• Sharebar
Sunday, July 1, 2007
Inventive idea

The importance of encouraging research and development in South Africa has at last  been recognised. Increased tax incentives have been introduced through a new section 11D in the Income Tax Act. This was with effect from 2nd November 2006, and provides for increased deductions for both operating and capital expenditure in respect of research and development for the purposes of:

• the discovery of novel, practical and non-obvious scientific or technological information; or,
• developing an invention, design, computer program or similar property.

There are several specific exclusions from what will constitute qualifying research and development. These relate to exploration and prospecting, management or internal business processes, trademarks, social sciences or humanities and market research, sales or marketing promotion.
The deduction that will be allowed in respect of qualifying operating expenditure will be equal to 150% of such expenditure. Qualifying capital expenditure, which includes buildings, machinery and other equipment, can be written off over a three-year period on a 50:30:20 basis.
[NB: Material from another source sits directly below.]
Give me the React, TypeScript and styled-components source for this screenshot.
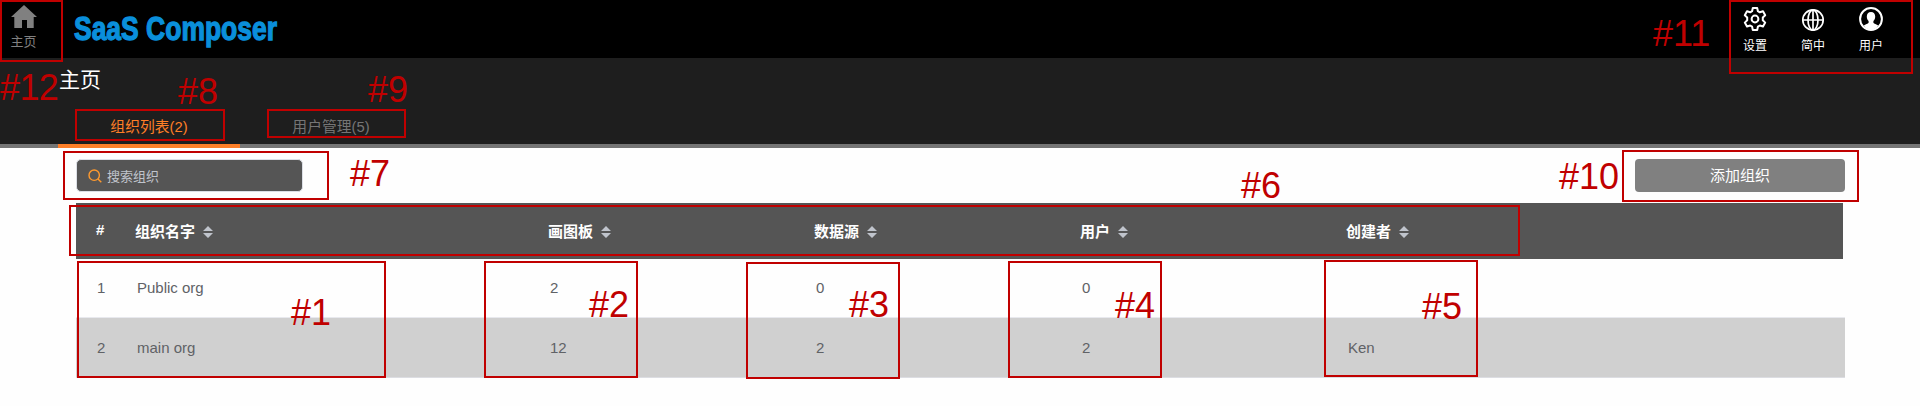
import React from "react";
import styled, { createGlobalStyle } from "styled-components";

const sans = `"Liberation Sans", Arial, "Noto Sans CJK SC", sans-serif`;

const Global = createGlobalStyle`
  * { box-sizing: border-box; }
  body { margin: 0; background: #fefefe; font-family: ${sans}; }
`;

const Page = styled.div`
  position: relative;
  width: 1920px;
  height: 406px;
  overflow: hidden;
  background: #fefefe;
`;

const TopBar = styled.header`
  display: flex;
  height: 58px;
  background: #000;
`;

const HomeLink = styled.a`
  display: flex;
  flex-direction: column;
  align-items: center;
  width: 47px;
  padding-top: 5px;
  color: #808080;
  font-size: 13px;
  line-height: 16px;
  gap: 6px;
`;

const Logo = styled.svg`
  margin-left: 26px;
  flex: none;
  overflow: visible;
`;

const TopActions = styled.nav`
  display: flex;
  margin-left: auto;
  padding: 7px 20px 0 0;
`;

const TopAction = styled.a`
  display: flex;
  flex-direction: column;
  align-items: center;
  width: 58px;
  gap: 7px;
  color: #fff;
  font-size: 12px;
  line-height: 16px;
`;

const SubHeader = styled.section`
  display: flex;
  flex-direction: column;
  justify-content: space-between;
  height: 90px;
  background: #1e1e1e;
`;

const Title = styled.h1`
  margin: 0;
  padding: 8px 0 0 59px;
  color: #fff;
  font-size: 21px;
  font-weight: 400;
  line-height: 28px;
`;

const Tabs = styled.div`
  display: flex;
  padding-left: 58px;
  background: linear-gradient(#757575, #757575) bottom / 100% 4px no-repeat;
`;

const Tab = styled.div<{ $active?: boolean }>`
  width: 182px;
  height: 42px;
  padding-top: 9px;
  text-align: center;
  font-size: 14.8px;
  line-height: 24px;
  color: ${(p) => (p.$active ? "#ff7f27" : "#757575")};
  border-bottom: 4px solid ${(p) => (p.$active ? "#ff7f27" : "transparent")};
`;

const Toolbar = styled.div`
  display: flex;
  justify-content: space-between;
  align-items: flex-start;
  height: 55px;
  padding: 11px 75px 0 76px;
`;

const SearchBox = styled.div`
  display: flex;
  align-items: center;
  gap: 5px;
  width: 227px;
  height: 33px;
  padding-left: 11px;
  border: 1px solid #dcdfe6;
  border-radius: 5px;
  background: #555;
  color: #c0c4cc;
  font-size: 13px;
`;

const AddButton = styled.button`
  width: 210px;
  height: 33px;
  padding: 0;
  border: 0;
  border-radius: 4px;
  background: #808080;
  color: #fff;
  font: 15px/33px ${sans};
`;

const Table = styled.div`
  width: 1769px;
  margin-left: 76px;
`;

const columns = "39px 413px 266px 266px 266px 1fr";

const HeadRow = styled.div`
  display: grid;
  grid-template-columns: ${columns};
  align-items: center;
  width: 1767px;
  height: 56px;
  padding-left: 20px;
  background: #555;
  color: #fff;
  font-size: 15px;
  font-weight: 700;
`;

const HeadCell = styled.div`
  display: flex;
  align-items: center;
  gap: 8px;
  padding-top: 1px;
  line-height: 20px;
`;

const HashCell = styled(HeadCell)`
  padding-bottom: 4px;
`;

const BodyRow = styled.div<{ $striped?: boolean }>`
  display: grid;
  grid-template-columns: ${columns};
  align-items: center;
  height: ${(p) => (p.$striped ? 60 : 59)}px;
  padding-left: 20px;
  border-bottom: 1px solid ${(p) => (p.$striped ? "#dcdde2" : "#e8e9ee")};
  background: ${(p) => (p.$striped ? "#d0d0d0" : "transparent")};
  color: #606266;
  font-size: 15px;
`;

const BodyCell = styled.div<{ $shift: number }>`
  padding-left: ${(p) => p.$shift}px;
  line-height: 20px;
`;

const Frame = styled.div<{ $x: number; $y: number; $w: number; $h: number }>`
  position: absolute;
  left: ${(p) => p.$x}px;
  top: ${(p) => p.$y}px;
  width: ${(p) => p.$w}px;
  height: ${(p) => p.$h}px;
  border: 2px solid #c00000;
`;

const Callout = styled.div<{ $x: number; $y: number; $tight?: boolean }>`
  position: absolute;
  left: ${(p) => p.$x}px;
  top: ${(p) => p.$y}px;
  color: #c00000;
  font-size: 36px;
  line-height: 42px;
  letter-spacing: ${(p) => (p.$tight ? "-0.6px" : "normal")};
  white-space: nowrap;
`;

const HomeIcon = () => (
  <svg width="26" height="23" viewBox="0 0 26 23" fill="#808080">
    <path d="M13 0 26 12h-3.300v11h-6.700v-8h-5v8H3.300V12H0Z" />
  </svg>
);

const GearIcon = () => (
  <svg width="24" height="24" viewBox="0 0 24 24" fill="none" stroke="#fff" strokeWidth="2" strokeLinejoin="round">
    <path d="M9.8 1h4.4l.7 3.2 1.9 1.1 3.2-1 2.2 3.9-2.4 2.2v2.9l2.4 2.3-2.2 3.900-3.200-1-1.900 1.100-.7 3.400H9.800l-.7-3.400-1.900-1.100-3.200 1-2.200-3.900 2.400-2.300v-2.900L1.800 8.200 4 4.300l3.200 1 1.900-1.100Z" />
    <circle cx="12" cy="12" r="3.400" />
  </svg>
);

const GlobeIcon = () => (
  <svg width="24" height="24" viewBox="0 0 24 24" fill="none" stroke="#fff" strokeWidth="1.7">
    <circle cx="12" cy="13" r="10.2" />
    <ellipse cx="12" cy="13" rx="5" ry="10.2" />
    <path d="M12 2.8v20.4M1.8 13h20.4" />
  </svg>
);

const UserIcon = () => (
  <svg width="24" height="24" viewBox="0 0 24 24">
    <circle cx="12" cy="12" r="10.9" fill="none" stroke="#fff" strokeWidth="2" />
    <path
      fill="#fff"
      d="M12 5c2.700 0 4.200 1.900 4.200 4.500 0 2-.8 3.500-1.800 4.500v1.800c.5 1 3.200 1.500 4.800 2.700C17.600 21 15 22.500 12 22.500S6.400 21 4.800 18.500c1.600-1.200 4.300-1.700 4.800-2.700V14c-1-1-1.800-2.500-1.800-4.500C7.800 6.900 9.300 5 12 5Z"
    />
  </svg>
);

const SearchIcon = () => (
  <svg width="14" height="14" viewBox="0 0 14 14" fill="none" stroke="#ff9a2e" strokeWidth="1.4">
    <circle cx="6.200" cy="6.200" r="5.200" />
    <path d="m10 10 3.300 3.300" />
  </svg>
);

const SortIcon = () => (
  <svg width="10" height="12" viewBox="0 0 10 12" fill="#c0c4cc">
    <path d="M5 0l5 5H0zM0 7h10l-5 5z" />
  </svg>
);

const headings = ["组织名字", "画图板", "数据源", "用户", "创建者"];
const rows = [
  ["1", "Public org", "2", "0", "0", ""],
  ["2", "main org", "12", "2", "2", "Ken"],
];
const shifts = [1, 2, 2, 2, 2, 2];

const frames = [
  [0, 0, 63, 62],
  [75, 109, 150, 32],
  [267, 109, 139, 29],
  [63, 151, 266, 49],
  [69, 205, 1451, 51],
  [77, 261, 309, 117],
  [484, 261, 154, 117],
  [746, 262, 154, 117],
  [1008, 261, 154, 117],
  [1324, 260, 154, 117],
  [1622, 150, 237, 52],
  [1729, 0, 184, 74],
];

const callouts: [string, number, number][] = [
  ["#12", 0, 67],
  ["#8", 178, 71],
  ["#9", 368, 69],
  ["#7", 350, 153],
  ["#6", 1241, 165],
  ["#1", 291, 292],
  ["#2", 589, 284],
  ["#3", 849, 284],
  ["#4", 1115, 285],
  ["#5", 1422, 286],
  ["#10", 1559, 156],
  ["#11", 1653, 13],
];

export default function App() {
  return (
    <Page>
      <Global />
      <TopBar>
        <HomeLink>
          <HomeIcon />
          主页
        </HomeLink>
        <Logo width="210" height="58">
          <text
            x="1"
            y="39.500"
            textLength="203"
            lengthAdjust="spacingAndGlyphs"
            fill="#0a8fdb"
            stroke="#0a8fdb"
            strokeWidth="1.3"
            fontFamily="'Liberation Sans Narrow', 'Liberation Sans', sans-serif"
            fontWeight="700"
            fontSize="33"
          >
            SaaS Composer
          </text>
        </Logo>
        <TopActions>
          <TopAction><GearIcon />设置</TopAction>
          <TopAction><GlobeIcon />简中</TopAction>
          <TopAction><UserIcon />用户</TopAction>
        </TopActions>
      </TopBar>
      <SubHeader>
        <Title>主页</Title>
        <Tabs>
          <Tab $active>组织列表(2)</Tab>
          <Tab>用户管理(5)</Tab>
        </Tabs>
      </SubHeader>
      <Toolbar>
        <SearchBox>
          <SearchIcon />
          搜索组织
        </SearchBox>
        <AddButton>添加组织</AddButton>
      </Toolbar>
      <Table>
        <HeadRow>
          <HashCell>#</HashCell>
          {headings.map((h) => (
            <HeadCell key={h}>
              {h}
              <SortIcon />
            </HeadCell>
          ))}
        </HeadRow>
        {rows.map((row, r) => (
          <BodyRow key={row[0]} $striped={r % 2 === 1}>
            {row.map((cell, c) => (
              <BodyCell key={c} $shift={shifts[c]}>{cell}</BodyCell>
            ))}
          </BodyRow>
        ))}
      </Table>
      {frames.map(([x, y, w, h]) => (
        <Frame key={`${x}-${y}`} $x={x} $y={y} $w={w} $h={h} />
      ))}
      {callouts.map(([label, x, y]) => (
        <Callout key={label} $x={x} $y={y} $tight={label === "#12"}>{label}</Callout>
      ))}
    </Page>
  );
}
In the case of a building used partly for research and development activities, an appropriate portion of the cost will qualify.
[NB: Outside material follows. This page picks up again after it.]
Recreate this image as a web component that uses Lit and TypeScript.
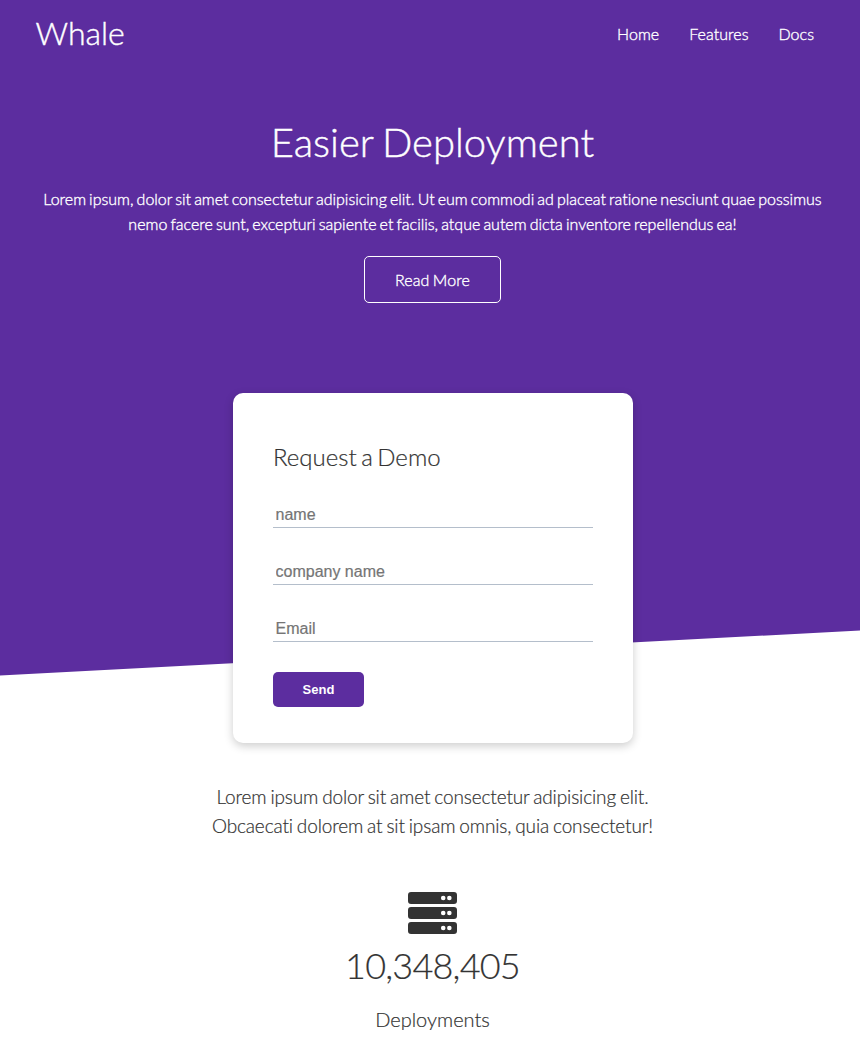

In cases where an amount (other than a government grant) is received to fund research and development, the deduction will be limited to 100%. If such funding is received in the form of a taxable government grant, then a 100% deduction will be allowed in respect of expenditure up to double the amount of the government grant, with further expenditure qualifying for the 150% deduction. A tax free government grant is intended to result in no deduction being allowed.
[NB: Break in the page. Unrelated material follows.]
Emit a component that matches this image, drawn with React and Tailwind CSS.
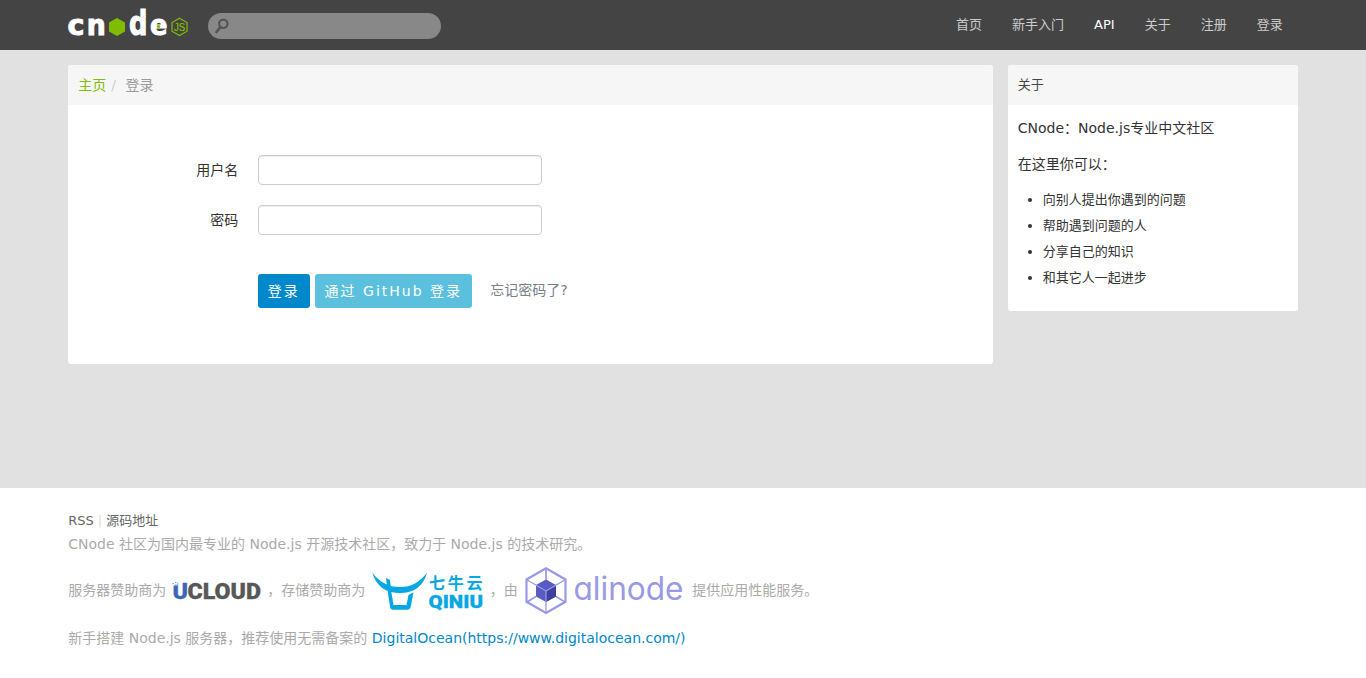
const nav = [
  { label: '首页' },
  { label: '新手入门' },
  { label: 'API', strong: true },
  { label: '关于' },
  { label: '注册' },
  { label: '登录' },
];

const tips = ['向别人提出你遇到的问题', '帮助遇到问题的人', '分享自己的知识', '和其它人一起进步'];

function CnodeLogo() {
  return (
    <svg width="120" height="28" viewBox="0 0 120 28" className="block overflow-visible" role="img" aria-label="cnode js">
      <g fill="#fff" stroke="#fff" strokeWidth="1" fontFamily="DejaVu Sans" fontWeight="bold" fontSize="28.5">
        <text x="-0.5" y="27" textLength="17" lengthAdjust="spacingAndGlyphs">c</text>
        <text x="18.8" y="27" textLength="19" lengthAdjust="spacingAndGlyphs">n</text>
        <text x="61" y="27" fontSize="33" textLength="18.5" lengthAdjust="spacingAndGlyphs">d</text>
        <text x="82" y="27" textLength="17.5" lengthAdjust="spacingAndGlyphs">e</text>
      </g>
      <polygon points="49,10 57,14.5 57,23.5 49,28 41,23.5 41,14.5" fill="#80bd01" />
      <polygon points="111.5,10.2 119,14.5 119,23.2 111.5,27.5 104,23.2 104,14.5" fill="none" stroke="#80bd01" strokeWidth="1.2" />
      <circle cx="90.5" cy="18.5" r="1.7" fill="#80bd01" />
      <text x="106" y="23" fill="#80bd01" stroke="#80bd01" strokeWidth="0.2" fontFamily="Liberation Sans" fontSize="11" textLength="11.3" lengthAdjust="spacingAndGlyphs">JS</text>
    </svg>
  );
}

function UcloudLogo() {
  return (
    <svg width="90" height="20" viewBox="0 0 90 20" className="block overflow-visible" role="img" aria-label="UCLOUD">
      <g fontFamily="Roboto" fontWeight="900" fontSize="22.5" strokeWidth="0.3">
        <text x="0.5" y="18.8" fill="#3b66b8" stroke="#3b66b8" textLength="15.5" lengthAdjust="spacingAndGlyphs">U</text>
        <text x="15.5" y="18.8" fill="#585858" stroke="#585858" textLength="73.5" lengthAdjust="spacingAndGlyphs">CLOUD</text>
      </g>
      <rect x="0" y="1.5" width="5.5" height="4" fill="#fff" />
      <path d="M0.5 3.5h1.5M3 2.5h1.5M2.5 5h2.5" stroke="#7fa3dc" strokeWidth="1" />
    </svg>
  );
}

function QiniuLogo() {
  return (
    <svg width="112" height="40" viewBox="0 0 112 40" className="block overflow-visible" role="img" aria-label="七牛云 QINIU">
      <g fill="#07a7e3">
        <path d="M0.3 2.7C8 12.5 16 17 28 17S47 12.5 55 2.7C51.5 16 42 23 28 23S4 16 0.3 2.7Z" />
        <path d="M14 8L18 10L19 20L21.5 35H34.5L36.5 25L41.5 22.3L38.8 36.5Q38 39.8 35 39.8H21Q18.5 39.8 18 36.5L15.5 20Z" />
        <text x="57" y="18.7" fontFamily="Noto Sans CJK SC" fontWeight="700" fontSize="16" textLength="53.5" lengthAdjust="spacing">七牛云</text>
        <text x="56.5" y="38" fontFamily="Roboto" fontWeight="900" fontSize="19" stroke="#07a7e3" strokeWidth="0.3" textLength="54.5" lengthAdjust="spacingAndGlyphs">QINIU</text>
      </g>
    </svg>
  );
}

function AlinodeLogo() {
  return (
    <svg width="160" height="48" viewBox="0 0 160 48" className="block overflow-visible" role="img" aria-label="alinode">
      <g transform="translate(0 1)">
        <polygon points="22,12.5 32,18 32,29.5 22,35 12,29.5 12,18" fill="#5a5ac2" />
        <polygon points="22,24 32,18.5 32,29.5 22,35" fill="#3f3f9f" />
        <g fill="none" stroke="#9999e5" strokeWidth="2.2">
          <polygon points="22,1.2 41.5,12.5 41.5,34.8 22,46 2.5,34.8 2.5,12.5" />
          <path d="M22 2V13M3 35L12 29.5M41 35L32 29.5" strokeWidth="1.7" />
          <path d="M2.5 12.5L22 24L41.5 12.5M22 24V46" strokeWidth="1.3" />
        </g>
        <text x="49.5" y="33.3" fill="#9999e5" fontFamily="Inter" fontWeight="400" fontSize="32" style={{ fontFeatureSettings: '"cv11"' }} textLength="110" lengthAdjust="spacingAndGlyphs">alinode</text>
      </g>
    </svg>
  );
}

function Field({ label, type }) {
  return (
    <label className="flex h-[30px] items-center">
      <span className="w-[170px] text-right text-[14px] leading-5">{label}</span>
      <input
        type={type}
        className="ml-5 h-[30px] w-[284px] rounded-[4px] border border-[#ccc] bg-white px-1.5 text-sm shadow-[inset_0_1px_1px_rgba(0,0,0,0.075)]"
      />
    </label>
  );
}

export default function App() {
  return (
    <div lang="zh-CN" className="h-[678px] overflow-hidden bg-[#e1e1e1] font-['DejaVu_Sans','Noto_Sans_CJK_SC',sans-serif] text-[14px] text-[#333]">
      <header className="h-[50px] bg-[#444]">
        <div className="mx-auto flex h-[50px] w-[90%] items-start">
          <a href="#" className="mt-2"><CnodeLogo /></a>
          <div className="mt-[13px] ml-5 flex h-[26px] w-[233px] items-center rounded-full bg-[#888] pl-[7px]">
            <svg width="15" height="16" viewBox="0 0 15 16" fill="none" stroke="#555">
              <circle cx="8.3" cy="5.8" r="4.2" strokeWidth="2.2" />
              <path d="M5.5 9L1.5 14" strokeWidth="2.8" strokeLinecap="round" />
            </svg>
          </div>
          <nav className="ml-auto flex text-[13px] leading-5">
            {nav.map((item) => (
              <a key={item.label} href="#" className={item.strong ? 'px-[15px] pt-[15px] text-white' : 'px-[15px] pt-[15px] text-[#ccc]'}>
                {item.label}
              </a>
            ))}
          </nav>
        </div>
      </header>

      <div className="mx-auto flex h-[438px] w-[90%] items-start justify-between pt-[15px]">
        <main className="h-[299px] w-[924.4px] overflow-hidden rounded-[3px] bg-white">
          <div className="flex h-10 items-center bg-[#f6f6f6] px-[10px] leading-5">
            <a href="#" className="text-[#80bd01]">主页</a>
            <span className="px-[5px] text-[#ccc]">/</span>
            <span className="ml-[4.5px] text-[#999]">登录</span>
          </div>
          <form className="flex flex-col gap-5 pt-[50px]" onSubmit={(e) => e.preventDefault()}>
            <Field label="用户名" type="text" />
            <Field label="密码" type="password" />
            <div className="mt-[19px] flex items-start pl-[190px]">
              <button type="submit" className="h-[34px] w-[52px] rounded-[3px] bg-[#08c] pr-px tracking-[2px] text-white">登录</button>
              <button type="button" className="ml-[5px] h-[34px] w-[157px] rounded-[3px] bg-[#5bc0de] pr-px tracking-[2px] whitespace-nowrap text-white">通过 GitHub 登录</button>
              <a href="#" className="ml-[18px] pt-[6px] leading-5 text-[#778087]">忘记密码了?</a>
            </div>
          </form>
        </main>

        <aside className="h-[246px] w-[290px] overflow-hidden rounded-[3px] bg-white">
          <div className="flex h-10 items-center bg-[#f6f6f6] px-[10px] text-[13px] text-[#444]">关于</div>
          <div className="px-[10px] pt-[10px]">
            <p className="leading-[26px]">CNode：Node.js专业中文社区</p>
            <p className="mt-[10px] leading-[26px]">在这里你可以：</p>
            <ul className="mt-[10px] ml-[25px] list-disc text-[13px] leading-[26px]">
              {tips.map((tip) => <li key={tip}>{tip}</li>)}
            </ul>
          </div>
        </aside>
      </div>

      <footer className="h-[190px] bg-white">
        <div className="mx-auto w-[90%] pt-[22px] text-[#aaa]">
          <div className="flex h-[22px] items-center text-[13px] text-[#666]">
            <a href="#">RSS</a>
            <span className="px-1 text-[#ddd]">|</span>
            <a href="#">源码地址</a>
          </div>
          <p className="leading-6">CNode 社区为国内最专业的 Node.js 开源技术社区，致力于 Node.js 的技术研究。</p>
          <div className="mt-[10px] flex h-12 items-center">
            <span>服务器赞助商为</span>
            <span className="ml-[6px]"><UcloudLogo /></span>
            <span className="ml-[5px]">，存储赞助商为</span>
            <span className="ml-[6.5px]"><QiniuLogo /></span>
            <span className="ml-[6px]">，由</span>
            <span className="ml-[6.5px]"><AlinodeLogo /></span>
            <span className="ml-[8px]">提供应用性能服务。</span>
          </div>
          <p className="mt-3 leading-6">
            新手搭建 Node.js 服务器，推荐使用无需备案的 <a href="#" className="text-[#08c]">DigitalOcean(https://www.digitalocean.com/)</a>
          </p>
        </div>
      </footer>
    </div>
  );
}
There are specific recoupment provisions applicable in respect of research and development expenditure. In respect of operating expenditure, recoupments are based on the deduction allowed rather than the expense itself (i.e. on a 150% basis). If a building ceases to be used for research and development purposes, then an amount equal to the deductions allowed in respect of that building less 10% for each year that it was used for qualifying purposes, will be included in the taxpayer’s income.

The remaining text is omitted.